Restate the whole of the material. Keep every word, and drop the pictures.

**Recorded data:**
----

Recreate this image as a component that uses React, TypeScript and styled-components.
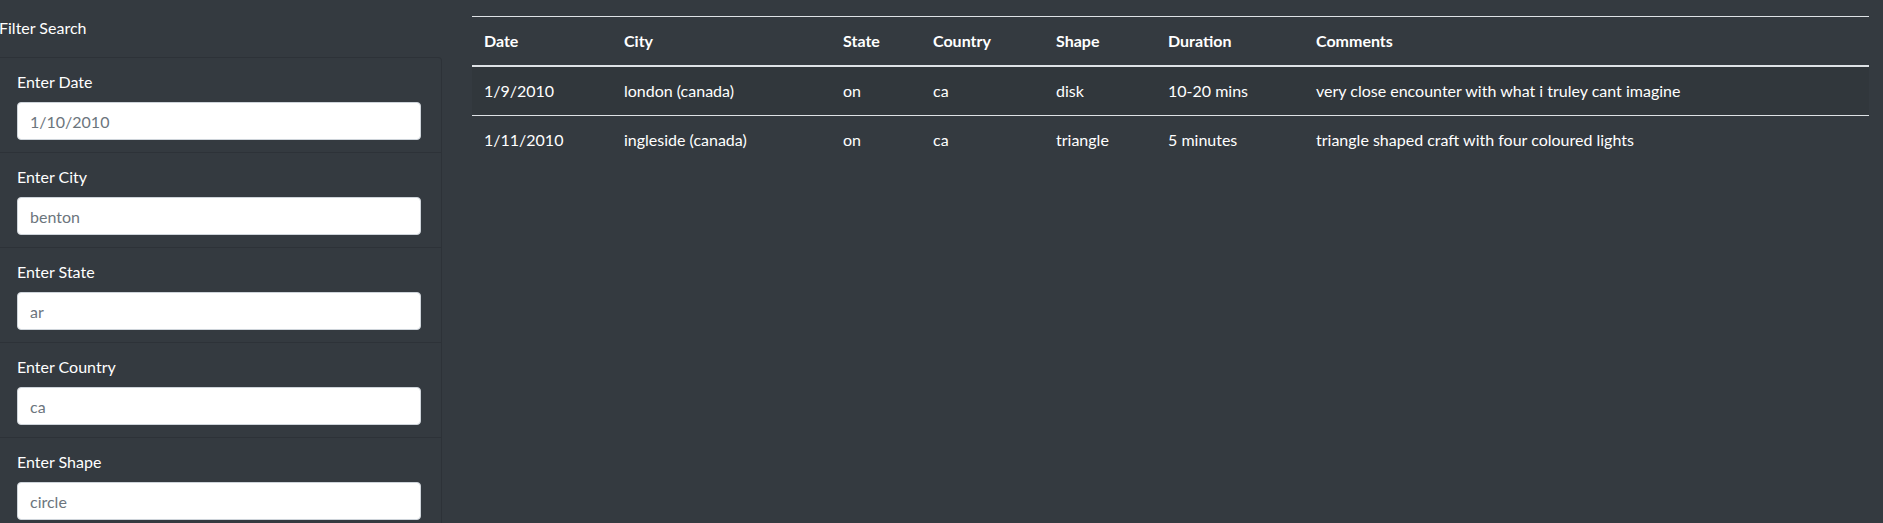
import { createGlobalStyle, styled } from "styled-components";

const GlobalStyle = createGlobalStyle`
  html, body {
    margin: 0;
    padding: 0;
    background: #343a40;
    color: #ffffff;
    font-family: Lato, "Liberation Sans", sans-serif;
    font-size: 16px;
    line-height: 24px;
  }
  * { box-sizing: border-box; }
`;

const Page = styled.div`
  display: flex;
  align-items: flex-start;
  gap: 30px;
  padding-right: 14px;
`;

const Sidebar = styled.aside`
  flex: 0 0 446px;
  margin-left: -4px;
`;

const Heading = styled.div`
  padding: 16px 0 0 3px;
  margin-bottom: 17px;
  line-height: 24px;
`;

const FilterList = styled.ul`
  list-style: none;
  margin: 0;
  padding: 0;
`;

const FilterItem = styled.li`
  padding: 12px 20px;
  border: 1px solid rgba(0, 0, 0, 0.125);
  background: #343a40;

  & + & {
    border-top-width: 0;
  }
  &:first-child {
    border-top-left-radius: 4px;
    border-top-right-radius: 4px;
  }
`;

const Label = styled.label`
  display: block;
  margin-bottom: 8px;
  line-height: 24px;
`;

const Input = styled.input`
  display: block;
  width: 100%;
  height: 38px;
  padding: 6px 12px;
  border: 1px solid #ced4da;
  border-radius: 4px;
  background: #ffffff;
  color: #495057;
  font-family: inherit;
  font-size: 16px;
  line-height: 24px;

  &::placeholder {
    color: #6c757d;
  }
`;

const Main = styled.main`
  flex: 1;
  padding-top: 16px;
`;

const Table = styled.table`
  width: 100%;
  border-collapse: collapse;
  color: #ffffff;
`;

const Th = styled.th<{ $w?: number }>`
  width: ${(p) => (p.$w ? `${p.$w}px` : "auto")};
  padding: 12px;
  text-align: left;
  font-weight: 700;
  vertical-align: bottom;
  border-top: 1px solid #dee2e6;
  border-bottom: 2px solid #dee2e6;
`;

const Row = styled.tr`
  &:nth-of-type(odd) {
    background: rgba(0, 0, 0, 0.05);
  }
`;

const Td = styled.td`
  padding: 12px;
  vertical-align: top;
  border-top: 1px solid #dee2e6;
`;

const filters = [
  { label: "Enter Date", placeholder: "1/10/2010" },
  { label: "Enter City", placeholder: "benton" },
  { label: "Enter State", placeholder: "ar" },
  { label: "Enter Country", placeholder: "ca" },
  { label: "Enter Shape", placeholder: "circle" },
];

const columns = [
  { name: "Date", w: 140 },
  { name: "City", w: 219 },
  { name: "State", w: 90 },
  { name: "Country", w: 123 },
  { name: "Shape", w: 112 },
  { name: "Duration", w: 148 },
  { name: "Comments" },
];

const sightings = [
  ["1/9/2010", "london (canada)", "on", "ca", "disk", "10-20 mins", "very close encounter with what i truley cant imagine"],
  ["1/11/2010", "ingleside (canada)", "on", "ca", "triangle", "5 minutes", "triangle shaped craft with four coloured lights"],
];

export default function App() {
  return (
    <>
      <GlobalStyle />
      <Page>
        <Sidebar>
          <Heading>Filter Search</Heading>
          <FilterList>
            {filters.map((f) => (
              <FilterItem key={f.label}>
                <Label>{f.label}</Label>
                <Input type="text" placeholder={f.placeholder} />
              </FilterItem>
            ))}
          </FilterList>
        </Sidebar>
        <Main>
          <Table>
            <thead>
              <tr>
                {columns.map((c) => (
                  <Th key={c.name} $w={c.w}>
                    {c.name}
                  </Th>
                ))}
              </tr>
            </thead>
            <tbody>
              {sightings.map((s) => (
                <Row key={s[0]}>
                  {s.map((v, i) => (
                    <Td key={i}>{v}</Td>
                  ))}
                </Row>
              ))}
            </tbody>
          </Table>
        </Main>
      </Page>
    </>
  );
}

----

**Task output:**
Recreate this image as a component that uses React, TypeScript and styled-components.
import { createGlobalStyle, styled } from "styled-components";

const GlobalStyle = createGlobalStyle`
  html, body {
    margin: 0;
    padding: 0;
    background: #343a40;
    color: #ffffff;
    font-family: Lato, "Liberation Sans", sans-serif;
    font-size: 16px;
    line-height: 24px;
  }
  * { box-sizing: border-box; }
`;

const Page = styled.div`
  display: flex;
  align-items: flex-start;
  gap: 30px;
  padding-right: 14px;
`;

const Sidebar = styled.aside`
  flex: 0 0 446px;
  margin-left: -4px;
`;

const Heading = styled.div`
  padding: 16px 0 0 3px;
  margin-bottom: 17px;
  line-height: 24px;
`;

const FilterList = styled.ul`
  list-style: none;
  margin: 0;
  padding: 0;
`;

const FilterItem = styled.li`
  padding: 12px 20px;
  border: 1px solid rgba(0, 0, 0, 0.125);
  background: #343a40;

  & + & {
    border-top-width: 0;
  }
  &:first-child {
    border-top-left-radius: 4px;
    border-top-right-radius: 4px;
  }
`;

const Label = styled.label`
  display: block;
  margin-bottom: 8px;
  line-height: 24px;
`;

const Input = styled.input`
  display: block;
  width: 100%;
  height: 38px;
  padding: 6px 12px;
  border: 1px solid #ced4da;
  border-radius: 4px;
  background: #ffffff;
  color: #495057;
  font-family: inherit;
  font-size: 16px;
  line-height: 24px;

  &::placeholder {
    color: #6c757d;
  }
`;

const Main = styled.main`
  flex: 1;
  padding-top: 16px;
`;

const Table = styled.table`
  width: 100%;
  border-collapse: collapse;
  color: #ffffff;
`;

const Th = styled.th<{ $w?: number }>`
  width: ${(p) => (p.$w ? `${p.$w}px` : "auto")};
  padding: 12px;
  text-align: left;
  font-weight: 700;
  vertical-align: bottom;
  border-top: 1px solid #dee2e6;
  border-bottom: 2px solid #dee2e6;
`;

const Row = styled.tr`
  &:nth-of-type(odd) {
    background: rgba(0, 0, 0, 0.05);
  }
`;

const Td = styled.td`
  padding: 12px;
  vertical-align: top;
  border-top: 1px solid #dee2e6;
`;

const filters = [
  { label: "Enter Date", placeholder: "1/10/2010" },
  { label: "Enter City", placeholder: "benton" },
  { label: "Enter State", placeholder: "ar" },
  { label: "Enter Country", placeholder: "ca" },
  { label: "Enter Shape", placeholder: "circle" },
];

const columns = [
  { name: "Date", w: 140 },
  { name: "City", w: 219 },
  { name: "State", w: 90 },
  { name: "Country", w: 123 },
  { name: "Shape", w: 112 },
  { name: "Duration", w: 148 },
  { name: "Comments" },
];

const sightings = [
  ["1/9/2010", "london (canada)", "on", "ca", "disk", "10-20 mins", "very close encounter with what i truley cant imagine"],
  ["1/11/2010", "ingleside (canada)", "on", "ca", "triangle", "5 minutes", "triangle shaped craft with four coloured lights"],
];

export default function App() {
  return (
    <>
      <GlobalStyle />
      <Page>
        <Sidebar>
          <Heading>Filter Search</Heading>
          <FilterList>
            {filters.map((f) => (
              <FilterItem key={f.label}>
                <Label>{f.label}</Label>
                <Input type="text" placeholder={f.placeholder} />
              </FilterItem>
            ))}
          </FilterList>
        </Sidebar>
        <Main>
          <Table>
            <thead>
              <tr>
                {columns.map((c) => (
                  <Th key={c.name} $w={c.w}>
                    {c.name}
                  </Th>
                ))}
              </tr>
            </thead>
            <tbody>
              {sightings.map((s) => (
                <Row key={s[0]}>
                  {s.map((v, i) => (
                    <Td key={i}>{v}</Td>
                  ))}
                </Row>
              ))}
            </tbody>
          </Table>
        </Main>
      </Page>
    </>
  );
}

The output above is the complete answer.